Button was sixth and was pretty anonymous all weekend.

Massa, had a brilliant race and laid a marker down for future event. He will go to sleep halfway through the race and then completly ignore team orders to get out of the way of his team mate.  You can’t suddenly wake up and start trying harder at the end of the race when the pitwall slap you. I have a certain amount of sympathy for him for all the years of pitwall slaps he’s had, but if he was able to challenge Button why didn’t he?  I mean it’s good to see a driver sticking up for himself, but realistically he was told to get out of the way because he wasn’t trying hard enough. It should make for an interesting race next week at any rate.

Bottas was eighth and can pretty much write this weekend off as a bad lot. I mean getting owned by Filipe “double vision” Massa at the end of a race! How embarrassing!
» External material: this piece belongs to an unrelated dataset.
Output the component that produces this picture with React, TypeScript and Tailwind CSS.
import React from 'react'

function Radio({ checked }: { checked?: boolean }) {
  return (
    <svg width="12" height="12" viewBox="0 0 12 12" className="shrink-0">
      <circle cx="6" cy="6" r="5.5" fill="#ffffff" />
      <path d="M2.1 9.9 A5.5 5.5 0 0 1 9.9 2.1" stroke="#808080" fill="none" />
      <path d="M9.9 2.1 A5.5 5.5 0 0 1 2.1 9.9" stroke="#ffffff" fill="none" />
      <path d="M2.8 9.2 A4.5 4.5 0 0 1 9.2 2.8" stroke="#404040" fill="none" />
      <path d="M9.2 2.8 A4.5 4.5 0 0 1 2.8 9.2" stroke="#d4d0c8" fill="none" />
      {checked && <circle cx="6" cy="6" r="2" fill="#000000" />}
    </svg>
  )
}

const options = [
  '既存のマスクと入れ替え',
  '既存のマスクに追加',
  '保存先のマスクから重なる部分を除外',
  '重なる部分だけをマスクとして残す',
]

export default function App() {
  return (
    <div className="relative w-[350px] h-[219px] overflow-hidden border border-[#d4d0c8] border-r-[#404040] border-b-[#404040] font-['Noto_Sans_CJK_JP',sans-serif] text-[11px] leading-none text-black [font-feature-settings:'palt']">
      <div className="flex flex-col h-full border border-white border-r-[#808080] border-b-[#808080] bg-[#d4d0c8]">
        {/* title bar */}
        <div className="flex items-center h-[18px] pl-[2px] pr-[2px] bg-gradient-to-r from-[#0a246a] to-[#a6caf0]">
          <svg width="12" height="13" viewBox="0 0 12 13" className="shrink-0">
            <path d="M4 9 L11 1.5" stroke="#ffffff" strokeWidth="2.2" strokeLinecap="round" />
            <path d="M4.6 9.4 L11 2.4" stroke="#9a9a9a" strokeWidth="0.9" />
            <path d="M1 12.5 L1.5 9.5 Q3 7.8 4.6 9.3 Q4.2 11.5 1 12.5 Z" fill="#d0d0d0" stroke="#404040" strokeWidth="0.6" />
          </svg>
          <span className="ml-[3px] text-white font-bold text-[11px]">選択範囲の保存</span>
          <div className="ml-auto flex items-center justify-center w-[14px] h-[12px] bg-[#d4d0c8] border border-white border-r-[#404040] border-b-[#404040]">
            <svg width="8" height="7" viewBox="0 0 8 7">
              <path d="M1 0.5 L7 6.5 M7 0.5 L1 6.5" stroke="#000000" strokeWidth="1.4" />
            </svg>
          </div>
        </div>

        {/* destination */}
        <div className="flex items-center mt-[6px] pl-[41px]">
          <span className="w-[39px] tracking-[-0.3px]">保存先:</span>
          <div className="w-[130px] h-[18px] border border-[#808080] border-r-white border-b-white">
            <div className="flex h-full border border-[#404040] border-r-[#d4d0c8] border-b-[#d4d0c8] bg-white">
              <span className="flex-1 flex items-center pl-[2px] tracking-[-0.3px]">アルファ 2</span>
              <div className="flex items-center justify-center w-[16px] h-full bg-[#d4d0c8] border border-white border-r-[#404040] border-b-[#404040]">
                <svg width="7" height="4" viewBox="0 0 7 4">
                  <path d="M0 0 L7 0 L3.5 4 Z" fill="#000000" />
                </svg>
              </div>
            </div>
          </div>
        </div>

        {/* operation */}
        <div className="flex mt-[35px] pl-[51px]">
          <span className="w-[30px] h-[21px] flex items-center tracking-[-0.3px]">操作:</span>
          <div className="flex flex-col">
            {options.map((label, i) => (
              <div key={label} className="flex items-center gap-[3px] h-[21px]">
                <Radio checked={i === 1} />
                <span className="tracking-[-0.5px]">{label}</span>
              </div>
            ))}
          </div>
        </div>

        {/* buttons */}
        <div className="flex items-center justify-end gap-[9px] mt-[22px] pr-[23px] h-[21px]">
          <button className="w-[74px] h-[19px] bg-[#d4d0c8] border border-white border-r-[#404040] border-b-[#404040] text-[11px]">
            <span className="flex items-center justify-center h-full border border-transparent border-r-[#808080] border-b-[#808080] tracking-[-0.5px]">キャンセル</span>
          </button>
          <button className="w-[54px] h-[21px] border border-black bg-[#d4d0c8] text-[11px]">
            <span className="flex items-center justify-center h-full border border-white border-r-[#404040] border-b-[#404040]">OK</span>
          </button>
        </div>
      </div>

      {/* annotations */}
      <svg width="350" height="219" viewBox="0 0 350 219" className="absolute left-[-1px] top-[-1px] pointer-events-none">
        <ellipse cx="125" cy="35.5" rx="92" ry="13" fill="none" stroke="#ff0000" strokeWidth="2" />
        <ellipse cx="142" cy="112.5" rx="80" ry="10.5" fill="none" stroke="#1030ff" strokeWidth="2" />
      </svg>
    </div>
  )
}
Magnussen ninth and I think he was a bit harshly judged for the collision with Kimi. The Ferrari chopped in front of him I thought and Kev didn’t have too many places to go. But I think they’re trying to stamp out any sort of contact now the cars are packed full of things that can explode given half a chance. So the old knees of the stewards might be on a hair trigger to move up these days.

Finally Kvyat does it again and scores in his second ever F1 race, yeah he was a bit all over the place and gave Alonso a bit of a shock in qualifying, and yeah he doesn’t really look in his mirrors and thinks he’s some sort of driving God, but he’s Russian so he can do exactly as he wants .

And woooh looky here its Max plumb last again. Now who would have predicted that !!?!?! Well some of you didn’t apparently!  You do understand the rules of this game don’t you .. it’s called a prediction game for a reason.

Right, Bahrain next which I think is under lights ... or into the sunset something like that, anyway it’s this weekend so check those predictions before Friday. Good luck.